Il seguito sul palco multimediale, tra cascate di festoni argentati e luci sfolgoranti, video che fanno parlare il suo clone, col quale dialoga e canta, immagini meravigliose scelte da una regia intelligente, che attraversa come in un film della vita tutti i temi più importanti della nostra epoca, dall’inquinamento alla tecnologia che uccide i contatti umani, con le vendite online, gli algoritmi, i cookies, la perdita di identità, l’alienazione dei sentimenti, l’omologazione.
Fiorello attraversa con leggerezza il mondo odierno, con gags imprevedibili, mettendosi in gioco nella sua interezza umana e artistica, con una indescrivibile capacità di far ridere e riflettere, giocare con le parole, traslitterando testi di canzoni, poesie e perfino il padrenostro, in una fantasmagorica commistione di generi, di argomenti, senza mai cedere a volgarità, come è di moda invece nel repertorio di altri comici o intrattenitori, per strappare una risata. Sopra ogni sua performance, invece, c’è un tentativo, riuscito, di cogliere gli aspetti che hanno trasformato il tono dei nostri tempi e di farne oggetto di sana risata, “castigando mores”, ma quel che resta è l’umorismo schietto, il segno inequivocabile di una signorilità d’altri tempi immersa nelle idiosincrasie più moderne.
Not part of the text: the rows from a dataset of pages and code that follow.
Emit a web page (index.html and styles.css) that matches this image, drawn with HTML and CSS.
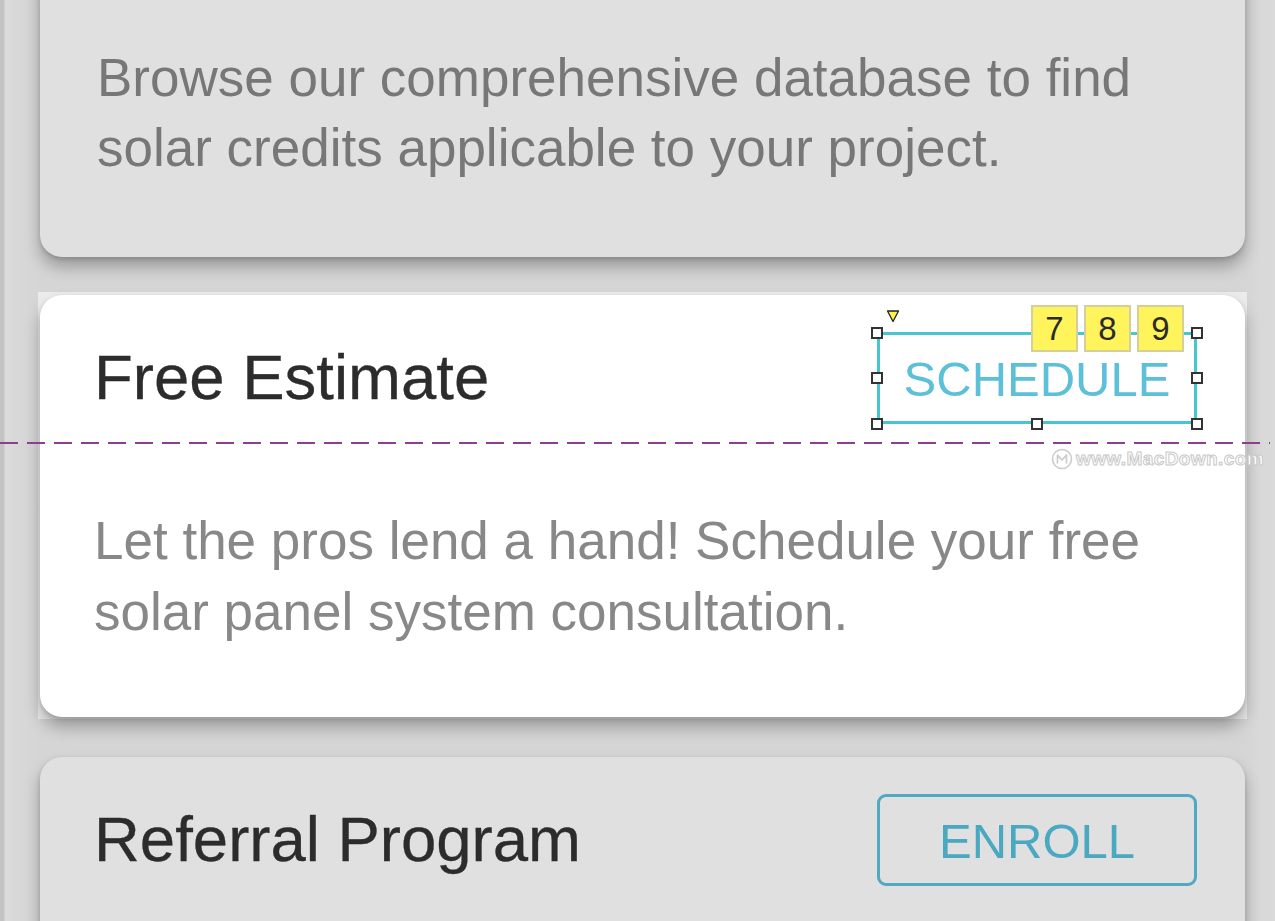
FILE: index.html
```html
<!DOCTYPE html>
<html>
<head>
<meta charset="utf-8">
<link rel="stylesheet" href="styles.css">
</head>
<body>
<div class="page">
  <div class="card card-gray card-first">
    <p class="body-text dim">Browse our comprehensive database to find solar credits applicable to your project.</p>
  </div>

  <div class="selected">
    <div class="card card-white">
      <div class="card-head">
        <h2 class="title">Free Estimate</h2>
        <div class="btn btn-selected">
          <span class="btn-label btn-label-light">SCHEDULE</span>
          <span class="handle h-tl"></span>
          <span class="handle h-tr"></span>
          <span class="handle h-ml"></span>
          <span class="handle h-mr"></span>
          <span class="handle h-bl"></span>
          <span class="handle h-bm"></span>
          <span class="handle h-br"></span>
          <span class="marker">
            <svg width="14" height="14" viewBox="0 0 14 14"><polygon points="1.5,2 12.5,2 7,12.5" fill="#fff04a" stroke="#222" stroke-width="1.3" stroke-linejoin="round"/></svg>
          </span>
          <div class="badges">
            <span class="badge">7</span>
            <span class="badge">8</span>
            <span class="badge">9</span>
          </div>
        </div>
      </div>
      <p class="body-text light">Let the pros lend a hand! Schedule your free solar panel system consultation.</p>
    </div>
  </div>

  <div class="card card-gray card-last">
    <div class="card-head">
      <h2 class="title">Referral Program</h2>
      <div class="btn btn-outline"><span class="btn-label">ENROLL</span></div>
    </div>
  </div>

  <div class="guide"></div>
  <div class="watermark">
    <svg class="wm-logo" width="22" height="22" viewBox="0 0 22 22"><circle cx="11" cy="11" r="9.5" fill="#fff" stroke="#cdcdcd" stroke-width="1.6"/><path d="M6.5 15.5 V7 L11 12 L15.5 7 V15.5" fill="none" stroke="#cdcdcd" stroke-width="1.7" stroke-linejoin="round"/></svg>
    <span class="wm-text">www.MacDown.com</span>
  </div>
</div>
</body>
</html>
```

FILE: styles.css
```css
* { box-sizing: border-box; }
html, body { margin: 0; padding: 0; }
body {
  width: 1275px;
  height: 921px;
  overflow: hidden;
  font-family: "Liberation Sans", Arial, sans-serif;
  background: linear-gradient(to right, #c3c3c3 0, #c3c3c3 4px, #dcdcdc 5px, #d8d8d8 16px, #d5d5d5 40px, #d5d5d5 1245px, #d9d9d9 1262px, #dadada 100%);
}
.page {
  position: relative;
  padding: 0 30px 0 40px;
  display: flex;
  flex-direction: column;
}
.card {
  border-radius: 22px;
  box-shadow: 0 10px 16px rgba(0,0,0,0.28), 0 2px 4px rgba(0,0,0,0.14);
}
.card-gray { background: #e0e0e0; }
.card-white { background: #ffffff; padding: 37px 48px 70px 54px; }
.card-first {
  margin-top: -40px;
  padding: 83px 48px 74px 57px;
}
.selected {
  margin: 35px -2px 0 -2px;
  padding: 3px 2px 2px 2px;
  background: #ececec;
}
.card-last {
  margin-top: 38px;
  padding: 37px 48px 80px 54px;
  height: 300px;
}
.card-head {
  display: flex;
  align-items: center;
  justify-content: space-between;
  height: 92px;
}
.title {
  margin: 0;
  font-size: 63.5px;
  font-weight: normal;
  color: #2c2c2c;
  line-height: 1;
  -webkit-text-stroke: 0.3px #2c2c2c;
}
.body-text {
  margin: 0;
  font-size: 53px;
  line-height: 70px;
}
.card-white .body-text { margin-top: 81px; line-height: 71px; }
.dim { color: #777777; }
.light { color: #888888; }
.btn {
  position: relative;
  width: 320px;
  height: 92px;
  display: flex;
  align-items: center;
  justify-content: center;
}
.btn-outline {
  border: 3px solid #4fa9c0;
  border-radius: 9px;
}
.btn-selected {
  border: 3px solid #45c6d0;
}
.btn-label {
  font-size: 49px;
  color: #4aa8c1;
  line-height: 1;
  padding-top: 2px;
}
.btn-label-light { color: #5cc0d8; }
.handle {
  position: absolute;
  width: 12px;
  height: 12px;
  background: #fff;
  border: 2px solid #333;
}
.h-tl { left: -9px; top: -8px; }
.h-tr { right: -9px; top: -8px; }
.h-ml { left: -9px; top: 37px; }
.h-mr { right: -9px; top: 37px; }
.h-bl { left: -9px; bottom: -9px; }
.h-bm { left: 151px; bottom: -9px; }
.h-br { right: -9px; bottom: -9px; }
.marker {
  position: absolute;
  left: 6px;
  top: -26px;
  width: 14px;
  height: 14px;
  display: block;
}
.marker svg { display: block; }
.badges {
  position: absolute;
  left: 151px;
  top: -30px;
  display: flex;
  gap: 6px;
}
.badge {
  width: 47px;
  height: 47px;
  background: #fff45c;
  border: 2px solid #d6cf9c;
  display: flex;
  align-items: center;
  justify-content: center;
  font-size: 33px;
  color: #2b2b2b;
}
.guide {
  position: absolute;
  left: 0;
  top: 442px;
  width: 1270px;
  height: 2px;
  background: repeating-linear-gradient(to right, #8c3f8c 0, #8c3f8c 18px, transparent 18px, transparent 27px);
}
.watermark {
  position: absolute;
  left: 1051px;
  top: 448px;
  display: flex;
  align-items: center;
  gap: 3px;
}
.wm-logo { display: block; }
.wm-text {
  font-size: 19px;
  font-weight: bold;
  letter-spacing: 0.4px;
  color: #ffffff;
  -webkit-text-stroke: 1px #c9c9c9;
}
```
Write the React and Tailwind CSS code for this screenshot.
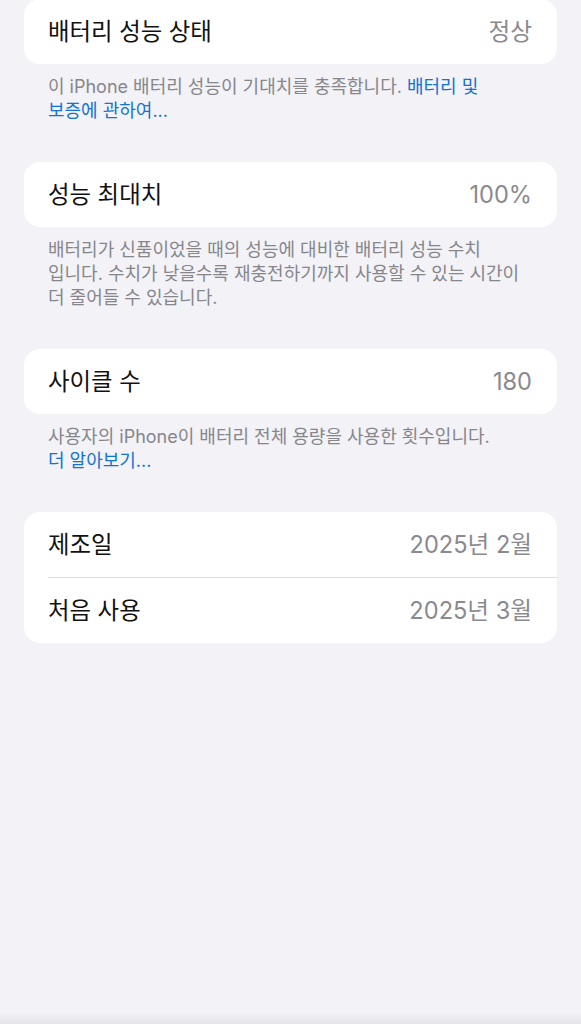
import React from 'react';

const font = { fontFamily: 'Inter, "Noto Sans CJK KR", sans-serif' };

const Row = ({ label, value }) => (
  <div className="flex h-[65px] items-center justify-between pr-[25px]">
    <span className="text-[23.4px] text-[#111111]">{label}</span>
    <span className="text-[23.6px] text-[#8a8a8e]">{value}</span>
  </div>
);

const Card = ({ children, className = '' }) => (
  <div className={`mx-[24px] rounded-[16px] bg-white pl-[24px] ${className}`}>{children}</div>
);

const Footer = ({ children }) => (
  <p className="px-[48px] pt-[11px] pb-[39px] text-[18px] leading-[24px] text-[#86868b]">{children}</p>
);

const Link = ({ children }) => <span className="text-[#1273d0]">{children}</span>;

export default function App() {
  return (
    <div className="flex h-[1024px] flex-col overflow-hidden bg-[#f2f2f7]" style={font}>
      <Card className="-mt-px">
        <Row label="배터리 성능 상태" value="정상" />
      </Card>
      <Footer>
        이 iPhone 배터리 성능이 기대치를 충족합니다. <Link>배터리 및<br />보증에 관하여...</Link>
      </Footer>

      <Card>
        <Row label="성능 최대치" value="100%" />
      </Card>
      <Footer>
        배터리가 신품이었을 때의 성능에 대비한 배터리 성능 수치<br />
        입니다. 수치가 낮을수록 재충전하기까지 사용할 수 있는 시간이<br />
        더 줄어들 수 있습니다.
      </Footer>

      <Card>
        <Row label="사이클 수" value="180" />
      </Card>
      <Footer>
        사용자의 iPhone이 배터리 전체 용량을 사용한 횟수입니다.<br />
        <Link>더 알아보기...</Link>
      </Footer>

      <Card>
        <Row label="제조일" value="2025년 2월" />
        <div className="h-px bg-[#dcdce0]" />
        <Row label="처음 사용" value="2025년 3월" />
      </Card>

      <div className="flex-1" />
      <div className="h-[12px] bg-gradient-to-b from-[#f2f2f7] to-[#e4e4e9]" />
    </div>
  );
}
Con un’orchestra da brivido, c’è poi l’inframmezzo del suo canto, che spazia tra i testi più belli della musica, cogliendone sfumature tutte sue, da vero maestro, con interpretazioni originali, mai col semplice riecheggiamento. Due ore e mezzo di magia e il pubblico ha risposto, ha riso di gusto, ha cantato, riuscendo a sorridere anche sulle tragedie. “Sapete che a Porto Cervo hanno chiuso il porto? C’è un barcone di vip con Briatore scafista che cerca di sbarcare. Bisogna rifocillarli con champagne e caviale!” Si è scritto che i prezzi dello spettacolo non erano popolari. E’ vero, ma se si assiste ad uno spettacolo di questo livello, si capisce quanto lavoro c’è dietro, quanta professionalità e competenza. Nel mondo del nostro spettacolo, forse, non c’è l’uguale.